Sunday, July 24, 2011

Future tools

An article in our local newspaper last week discussed the findings of some research done relating to ICT in the classroom. One of the findings the researcher suggested was that schools will be adding an iPad to the children's stationery lists as these will be tools that they need to be using for their futures.

As this researcher and many others have said we are preparing children for jobs that are not there yet using tools that have not been invented yet. I therefore wonder if using an iPad is the way to go. Some of the private schools here are already doing this but how long will these be the tool to be using - it is not beyond the realms of feasibility that children will need several different tools during their schooling.

Here these are around $800 which is a lot of money for many of our families. I am sure that in the higher socioeconomic areas that it will not be a problem but it will be in the lower socioeconomic areas. This is widening the gap between the 'haves' and the 'have nots'.

I wonder how other countries are getting on with this type of thing - does the government provide these, the school, the family??

Wednesday, July 13, 2011

The three Ts

I have been reading, in our local newspaper, that handwriting may become obsolete and that schools of the future may concentrate on The Three Ts rather than The Three Rs (for those of you who don't know what the Three Rs are - Reading wRiting and aRithmetic). The Three Ts refers to Typing, Texting and tapping. As I read this I was filled with dread and hoped that we were not going to throw the baby out with the bath water. Handwriting is a skill that we use a lot in many different ways.

I decided to see what other people were saying about this topic and found an article from The Tribune newspaper which reassured me. In this article the author points to some emerging research (from Indiana University) showing that handwriting "increases brain activity, hones fine motor skills and can predict a child’s academic success in ways that keyboarding can’t."

Here are some of the reasons this article referred to as to why handwriting is important:
  • Handwriting may change the way children learn and how their brains develop. In the Indiana University study researchers used scans to measure brain activation in preschool children who were shown letters. One group of children then practiced printing the letters; the other group practiced seeing and saying the letters.
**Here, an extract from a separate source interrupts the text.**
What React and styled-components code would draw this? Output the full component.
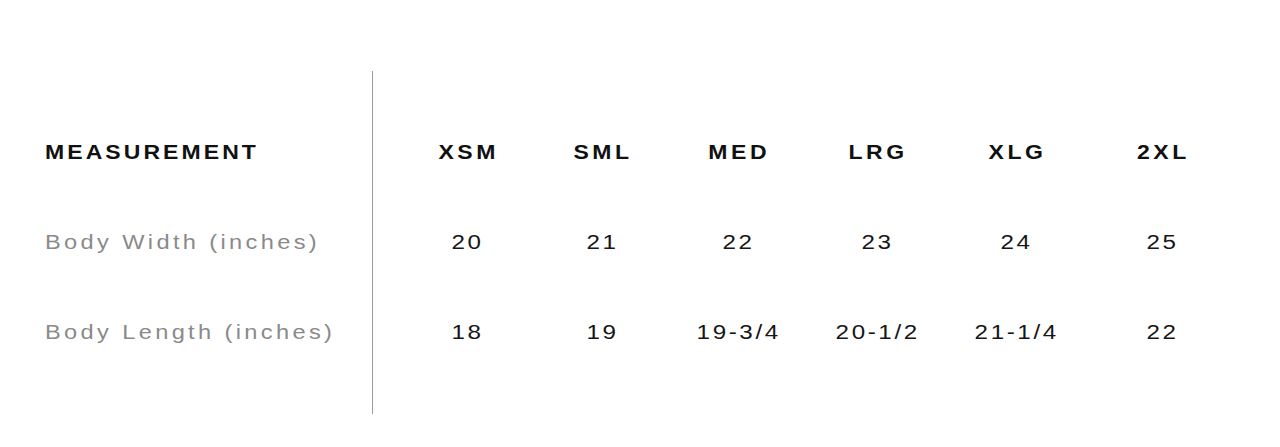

After four weeks the children who practiced writing showed brain activation similar to an adult’s. The printing practice also improved letter recognition.
  • Handwriting may be faster. Researchers in another study (from the University of Washington)tested children aged seven to ten and found that children compose essays faster when using a pen rather than a keyboard. In addition they found older children wrote more complete sentences when they used a pen. This study as also shows that forming letters by hand may engage our brains thinking differently rather than pressing down on a key.
  • Handwriting aids memory. By writing yourself a list or a note you’re much more likely to remember the list rather than if you just tried to memorize it.
However technology may help invigorate the practice of handwriting as applications that allow users to hand-scribble notes on a touch screen rather than paper may be useful tools. Researchers are working on software to help improve handwriting.

I would be interested to know what others feel about this debate.

Sunday, August 9, 2009

Wired for the future


Mission Heights, a school here in New Zealand, featured on our TV programme, Close Up, here last Thursday night. This is well worth watching. This is a new school who have set up a learning environment for this century. I wonder how things will change in the next twenty years?

Monday, July 13, 2009

The future of newspapers...

Fascinating article in The Independent. This is something that we regularly discuss at home as a family member was an old fashioned sport's reporter! A neighbour recently cancelled his paper as he is now reading it online each morning.

I love these maps in the article to look at different arguments on the topic.

It is a great idea to use in the classroom as a debate topic.